- **Given task**:
Find all the lines with "document" and gather them.
************
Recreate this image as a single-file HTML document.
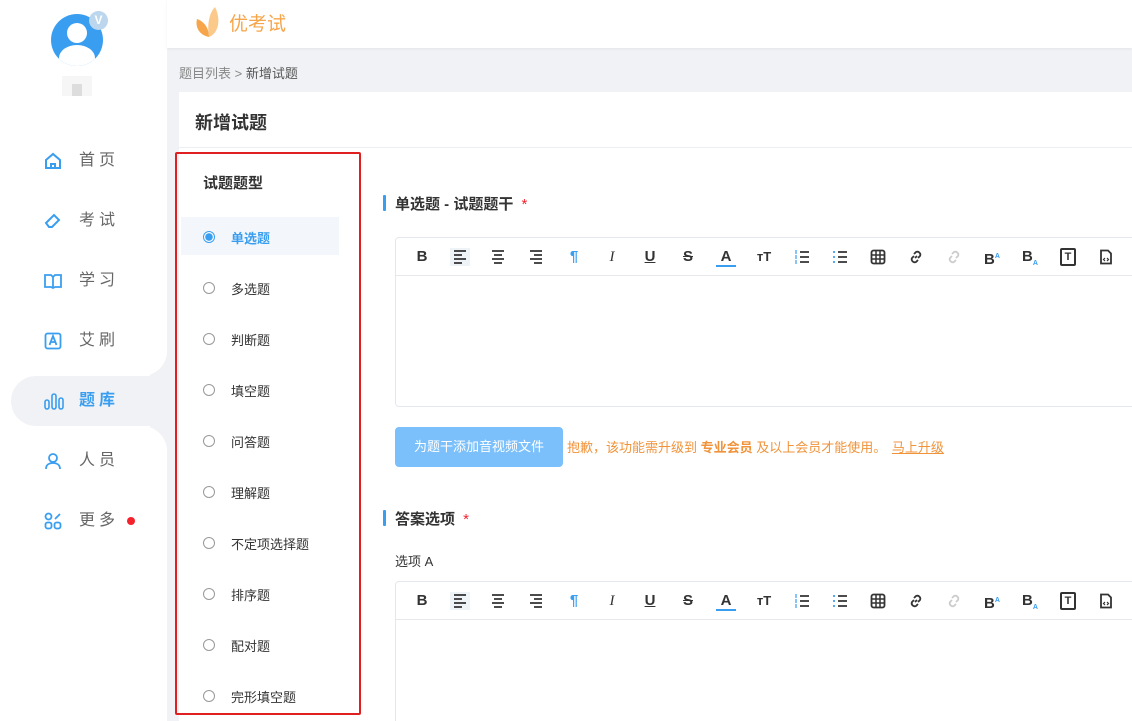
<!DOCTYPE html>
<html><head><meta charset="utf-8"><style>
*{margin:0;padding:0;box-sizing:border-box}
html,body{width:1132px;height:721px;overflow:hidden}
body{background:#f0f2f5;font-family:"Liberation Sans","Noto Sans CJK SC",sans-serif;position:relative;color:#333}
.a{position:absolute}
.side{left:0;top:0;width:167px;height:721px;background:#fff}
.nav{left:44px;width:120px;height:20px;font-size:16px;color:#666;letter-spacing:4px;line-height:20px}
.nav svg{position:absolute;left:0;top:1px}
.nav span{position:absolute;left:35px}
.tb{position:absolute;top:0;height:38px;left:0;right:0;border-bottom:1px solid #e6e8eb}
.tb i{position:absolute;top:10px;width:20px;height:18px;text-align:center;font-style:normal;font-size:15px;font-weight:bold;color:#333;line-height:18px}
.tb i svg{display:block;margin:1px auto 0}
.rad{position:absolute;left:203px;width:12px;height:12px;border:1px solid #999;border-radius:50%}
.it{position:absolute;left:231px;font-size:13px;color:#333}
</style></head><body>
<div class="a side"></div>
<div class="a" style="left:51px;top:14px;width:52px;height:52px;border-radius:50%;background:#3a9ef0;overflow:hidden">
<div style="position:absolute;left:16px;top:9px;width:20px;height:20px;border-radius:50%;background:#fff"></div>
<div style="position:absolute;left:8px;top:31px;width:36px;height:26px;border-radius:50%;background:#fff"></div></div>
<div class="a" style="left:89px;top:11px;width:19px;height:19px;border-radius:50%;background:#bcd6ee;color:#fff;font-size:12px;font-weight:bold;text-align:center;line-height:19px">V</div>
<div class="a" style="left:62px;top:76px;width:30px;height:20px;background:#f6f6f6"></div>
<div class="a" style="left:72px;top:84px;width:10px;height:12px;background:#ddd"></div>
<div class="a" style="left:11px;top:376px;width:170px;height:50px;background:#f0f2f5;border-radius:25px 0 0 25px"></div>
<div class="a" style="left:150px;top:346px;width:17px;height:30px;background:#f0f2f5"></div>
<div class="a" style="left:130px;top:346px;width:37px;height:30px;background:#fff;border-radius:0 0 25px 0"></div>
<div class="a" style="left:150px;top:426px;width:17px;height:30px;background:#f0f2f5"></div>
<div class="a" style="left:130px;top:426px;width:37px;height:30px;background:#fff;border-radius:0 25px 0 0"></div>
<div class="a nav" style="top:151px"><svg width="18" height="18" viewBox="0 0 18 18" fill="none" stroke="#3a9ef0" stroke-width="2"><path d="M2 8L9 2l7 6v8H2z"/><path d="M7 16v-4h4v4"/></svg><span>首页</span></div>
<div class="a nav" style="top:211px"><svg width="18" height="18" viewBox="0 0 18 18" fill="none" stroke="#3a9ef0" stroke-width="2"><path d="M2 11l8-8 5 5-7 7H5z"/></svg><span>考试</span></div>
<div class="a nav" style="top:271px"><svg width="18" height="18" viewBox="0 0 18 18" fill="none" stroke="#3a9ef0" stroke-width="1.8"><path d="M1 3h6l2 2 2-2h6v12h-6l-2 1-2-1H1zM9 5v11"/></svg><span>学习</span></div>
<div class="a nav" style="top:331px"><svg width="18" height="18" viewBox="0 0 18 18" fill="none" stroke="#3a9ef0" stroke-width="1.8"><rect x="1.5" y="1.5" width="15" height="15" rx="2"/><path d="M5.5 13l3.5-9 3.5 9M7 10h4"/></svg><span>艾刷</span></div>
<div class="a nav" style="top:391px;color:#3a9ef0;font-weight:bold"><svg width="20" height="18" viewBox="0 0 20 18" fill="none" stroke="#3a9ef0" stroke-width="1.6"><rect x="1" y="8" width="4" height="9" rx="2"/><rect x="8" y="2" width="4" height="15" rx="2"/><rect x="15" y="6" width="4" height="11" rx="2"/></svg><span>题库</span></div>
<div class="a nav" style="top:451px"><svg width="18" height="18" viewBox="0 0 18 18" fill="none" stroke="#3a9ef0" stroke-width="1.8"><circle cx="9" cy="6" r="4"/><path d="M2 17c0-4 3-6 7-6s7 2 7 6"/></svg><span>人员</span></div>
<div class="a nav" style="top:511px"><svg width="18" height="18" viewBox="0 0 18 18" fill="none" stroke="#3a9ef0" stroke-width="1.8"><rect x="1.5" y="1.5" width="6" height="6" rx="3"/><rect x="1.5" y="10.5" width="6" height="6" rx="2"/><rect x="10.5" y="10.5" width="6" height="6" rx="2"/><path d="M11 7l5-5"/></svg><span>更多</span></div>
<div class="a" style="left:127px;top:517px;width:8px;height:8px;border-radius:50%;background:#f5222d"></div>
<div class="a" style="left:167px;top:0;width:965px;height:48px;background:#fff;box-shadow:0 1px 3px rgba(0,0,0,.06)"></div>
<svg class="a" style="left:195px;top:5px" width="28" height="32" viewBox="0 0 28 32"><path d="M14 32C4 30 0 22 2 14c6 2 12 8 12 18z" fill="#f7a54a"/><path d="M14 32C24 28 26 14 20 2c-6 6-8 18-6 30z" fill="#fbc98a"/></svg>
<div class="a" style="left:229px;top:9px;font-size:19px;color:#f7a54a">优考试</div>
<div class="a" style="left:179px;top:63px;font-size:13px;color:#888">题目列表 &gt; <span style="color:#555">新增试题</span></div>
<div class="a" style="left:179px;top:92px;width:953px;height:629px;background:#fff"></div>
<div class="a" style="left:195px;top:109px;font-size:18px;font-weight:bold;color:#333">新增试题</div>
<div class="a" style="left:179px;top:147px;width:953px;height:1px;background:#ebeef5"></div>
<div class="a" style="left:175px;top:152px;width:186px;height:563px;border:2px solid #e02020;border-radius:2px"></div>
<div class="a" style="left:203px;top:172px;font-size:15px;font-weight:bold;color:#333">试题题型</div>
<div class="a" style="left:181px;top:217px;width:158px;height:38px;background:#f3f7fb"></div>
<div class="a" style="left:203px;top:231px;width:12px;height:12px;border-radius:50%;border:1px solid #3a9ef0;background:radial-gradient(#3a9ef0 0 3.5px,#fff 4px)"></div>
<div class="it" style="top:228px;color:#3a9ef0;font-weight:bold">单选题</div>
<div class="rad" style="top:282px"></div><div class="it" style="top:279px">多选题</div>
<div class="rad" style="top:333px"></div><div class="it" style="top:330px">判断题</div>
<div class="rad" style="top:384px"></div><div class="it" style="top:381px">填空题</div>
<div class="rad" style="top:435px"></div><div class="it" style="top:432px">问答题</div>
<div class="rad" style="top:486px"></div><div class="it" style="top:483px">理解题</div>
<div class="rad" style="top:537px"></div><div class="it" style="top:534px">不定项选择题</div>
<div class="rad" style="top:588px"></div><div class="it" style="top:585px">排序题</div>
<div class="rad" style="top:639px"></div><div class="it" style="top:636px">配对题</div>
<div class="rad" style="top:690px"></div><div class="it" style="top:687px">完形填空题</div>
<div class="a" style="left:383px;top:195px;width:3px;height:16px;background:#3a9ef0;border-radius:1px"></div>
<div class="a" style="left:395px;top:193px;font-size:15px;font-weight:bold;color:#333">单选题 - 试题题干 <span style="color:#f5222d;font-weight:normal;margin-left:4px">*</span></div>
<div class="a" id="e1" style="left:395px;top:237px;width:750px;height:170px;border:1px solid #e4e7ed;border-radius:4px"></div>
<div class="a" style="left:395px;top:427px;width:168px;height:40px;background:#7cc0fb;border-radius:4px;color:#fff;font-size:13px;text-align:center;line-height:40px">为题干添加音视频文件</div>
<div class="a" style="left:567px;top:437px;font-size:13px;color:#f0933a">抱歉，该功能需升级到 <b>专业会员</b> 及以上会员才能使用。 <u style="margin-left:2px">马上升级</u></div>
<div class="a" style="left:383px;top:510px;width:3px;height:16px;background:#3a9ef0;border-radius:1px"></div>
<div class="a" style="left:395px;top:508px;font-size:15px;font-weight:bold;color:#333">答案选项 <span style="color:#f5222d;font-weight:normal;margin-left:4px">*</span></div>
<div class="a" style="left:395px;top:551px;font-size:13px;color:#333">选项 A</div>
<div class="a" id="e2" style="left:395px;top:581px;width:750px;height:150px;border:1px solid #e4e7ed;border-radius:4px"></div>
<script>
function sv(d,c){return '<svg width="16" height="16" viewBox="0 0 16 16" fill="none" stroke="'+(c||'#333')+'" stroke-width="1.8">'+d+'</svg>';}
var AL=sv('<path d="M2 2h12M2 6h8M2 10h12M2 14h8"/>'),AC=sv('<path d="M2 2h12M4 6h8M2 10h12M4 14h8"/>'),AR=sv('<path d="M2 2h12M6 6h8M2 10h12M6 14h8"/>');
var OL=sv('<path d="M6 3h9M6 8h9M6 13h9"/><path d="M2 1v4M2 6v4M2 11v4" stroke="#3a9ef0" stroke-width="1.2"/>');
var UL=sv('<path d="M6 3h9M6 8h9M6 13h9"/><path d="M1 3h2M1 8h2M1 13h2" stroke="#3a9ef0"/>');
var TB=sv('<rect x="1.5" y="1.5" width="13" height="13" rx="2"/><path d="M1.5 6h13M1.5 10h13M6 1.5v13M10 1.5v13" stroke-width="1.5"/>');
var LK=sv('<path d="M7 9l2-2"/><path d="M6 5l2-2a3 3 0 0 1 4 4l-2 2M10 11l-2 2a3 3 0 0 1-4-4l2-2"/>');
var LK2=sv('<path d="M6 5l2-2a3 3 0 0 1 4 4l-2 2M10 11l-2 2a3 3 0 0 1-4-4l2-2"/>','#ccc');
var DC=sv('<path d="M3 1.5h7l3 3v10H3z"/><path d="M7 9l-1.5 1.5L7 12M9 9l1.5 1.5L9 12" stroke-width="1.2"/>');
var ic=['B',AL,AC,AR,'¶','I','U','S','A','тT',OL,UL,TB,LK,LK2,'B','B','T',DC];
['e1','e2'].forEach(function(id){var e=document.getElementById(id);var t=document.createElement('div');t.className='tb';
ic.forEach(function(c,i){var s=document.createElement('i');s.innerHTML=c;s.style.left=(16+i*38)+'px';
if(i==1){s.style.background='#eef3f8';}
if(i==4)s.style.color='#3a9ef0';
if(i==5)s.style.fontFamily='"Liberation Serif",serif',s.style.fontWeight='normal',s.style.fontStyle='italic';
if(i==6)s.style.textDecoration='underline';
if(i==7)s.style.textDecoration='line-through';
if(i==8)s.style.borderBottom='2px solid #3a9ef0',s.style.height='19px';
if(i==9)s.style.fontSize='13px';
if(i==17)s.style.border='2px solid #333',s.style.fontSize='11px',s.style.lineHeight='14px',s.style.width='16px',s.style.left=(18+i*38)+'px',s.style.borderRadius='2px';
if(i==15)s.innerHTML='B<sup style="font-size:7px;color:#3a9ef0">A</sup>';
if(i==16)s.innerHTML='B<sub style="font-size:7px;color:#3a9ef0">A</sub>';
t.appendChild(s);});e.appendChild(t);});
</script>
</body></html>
************
- **Complete output**:
Recreate this image as a single-file HTML document.
['e1','e2'].forEach(function(id){var e=document.getElementById(id);var t=document.createElement('div');t.className='tb';
ic.forEach(function(c,i){var s=document.createElement('i');s.innerHTML=c;s.style.left=(16+i*38)+'px';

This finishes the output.